Should learners pick up an accent?

Danny   Wednesday, October 22, 2003, 18:19 GMT
Do you think getting an accent, whatever it might be, is part of learning English?
..   Wednesday, October 22, 2003, 19:29 GMT
YES, in order to feel like it's not ur second language u need to have an accent that u feel comfortable with.
..   Wednesday, October 22, 2003, 19:30 GMT
at least that's what i think.
messire lavoisel   Wednesday, October 22, 2003, 22:04 GMT
You should not pick up an accent, but you can feel free to do so.
As a learner, English (for example) has nothing to do with your identity, so unlike the natives you have to and are free to choose the accent you want to use.
Yet, you needn't imitate a particular English (I still use this language as an exemple) accent, you could as well mix several of them.
The most important thing remain to know how to pronounce the words correctly.
When you're capable of doing this, you can even have a strong accent from your native language, it will not matter at all.

I, for one, prefer to imitate the R.P. accent when I speak in English.
Fly   Wednesday, October 22, 2003, 22:25 GMT
One of my friends once told me.....

" People are quite unfair to chinese. When german, french..etc speak english with an accent, it's an accent. When chinese speak english with an accent, it simply doesn't sound right."

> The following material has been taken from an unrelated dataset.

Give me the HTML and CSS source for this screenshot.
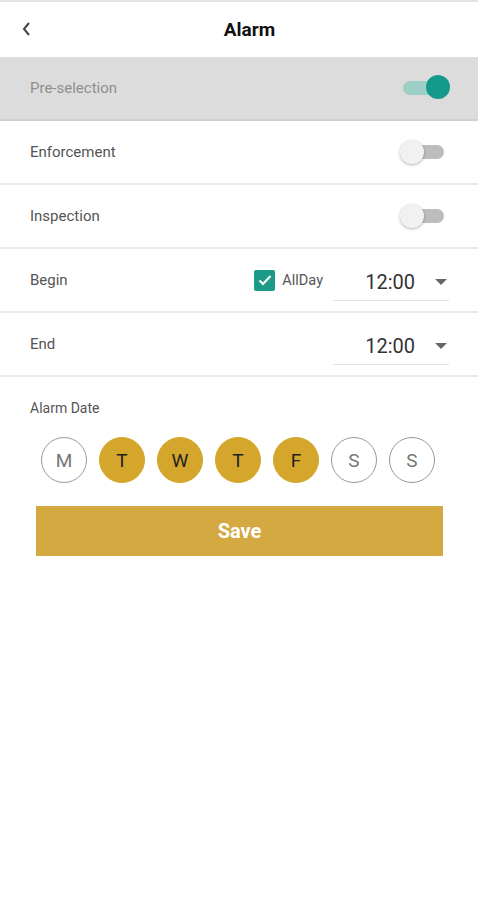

I thought for a few seconds. I guess she is right.
Torasama   Thursday, October 23, 2003, 02:33 GMT
Fly, you're so right. I always feel like that but I could never put those thought into the right words.

Anyway, it's good to pick up an accent because it's easier for people you're talking with understanding you. At my university, we have a lot of foreign teachers whose native language is not English. Even though they can speak English fluently and gramatically correct, it's not easy to understand them at all.
Jim   Thursday, October 23, 2003, 03:20 GMT
I don't think that learners should pick up an accent. Just make sure that you can be understood.
Da Frogg   Thursday, October 23, 2003, 09:40 GMT
Nothing is worse that someone who tries to pick up an accent, fails, and gets absolutely ununderstandable. Unfortunately, that happens! lol
messire lavoisel   Friday, October 24, 2003, 17:05 GMT
Whether learners want it or not, they necessarily get an accent. It can be a strong accent inhereted from their native language, as well as the accent they hear the most because their teatcher or a lesson tape use it. Many learners get the general American accent by listening to the radio or watching original version of movies.

I have no intention of changing my accent when I speak in French, it would be foolish.
However I have a different appoach regarding English: contrary to my native language, I chose it. I want to choose the accent with which I speak it as well.
To me, getting an accent is part of the fun you can earn from learning a language.

But I agree with you, Jim, when you say that the most important thing is making oneself understood.

As for what you point out, Da Frogg, I have noticed this as well, but It is often temporary. People tend to exagerate some characteristics they noticed and picked out from a particular accent. But after, they understand the nuances, use them and get clearer.
Mr.X   Friday, October 24, 2003, 21:51 GMT
I think choosing an accent really depends on your location. For example if you are French living in Paris and your interaction will be with French then having a British or American accent is really not a part of your English learning.
messire lavoisel   Friday, October 24, 2003, 22:36 GMT
From a pragmatic point of view, English is a tool to communicate with people, and what you need is to be understandable. No more, no less. So neither your location nor the people with whom you speak will be to take into account.

However, I repeat that no pragmatic reason leads me to learn English.
I learn it only because I'm fond of it.

I Have the feeling that many people including natives think I want to pick up an R.P. accent because I will go to England in the near future and I believe I will look more respectable by using this accent.

They are wrong. I'm not going to England in the near future, English will be seldom to never needed in my profession, and I don't care about people's opinion about my accent. In short, I don't need English.

But actually I need it. I need to exercice everyday, get more vocabulary, try some more sophisticated sentences and note my progress.

To me, English deserves more than just learning it for buisness purpose and forgetting it when it is financially no longer use for you.
This is one of my passion.
Hythloday   Friday, October 24, 2003, 23:20 GMT
There's nothing wrong with pronunciation of any kind - enunciation is a different matter. A person with any accent can communicate effectively with anyone provididing that they enunciate clearly, so I see no valid reason to suggest that accents are disadvantageous. Anyway, evereyone has an accent. It is impossible to speak any language WITHOUT an accent! If you didn't have an accent, you wouldn't be able to speak!
Juan   Saturday, October 25, 2003, 01:00 GMT
It's already hard enough to pick up foreign pronounciation of vowels and consonants let alone an accent. But if your talented enough to do so, all power to you.
messire lavoisel   Sunday, October 26, 2003, 14:09 GMT
If the immigrant who make enough effort can pick the accent of their host country, then anyone ready to practise adequately can pick up an accent.
And Hythloday is right, you cannot but have an accent. That is why I ask question: "why not choosing one"?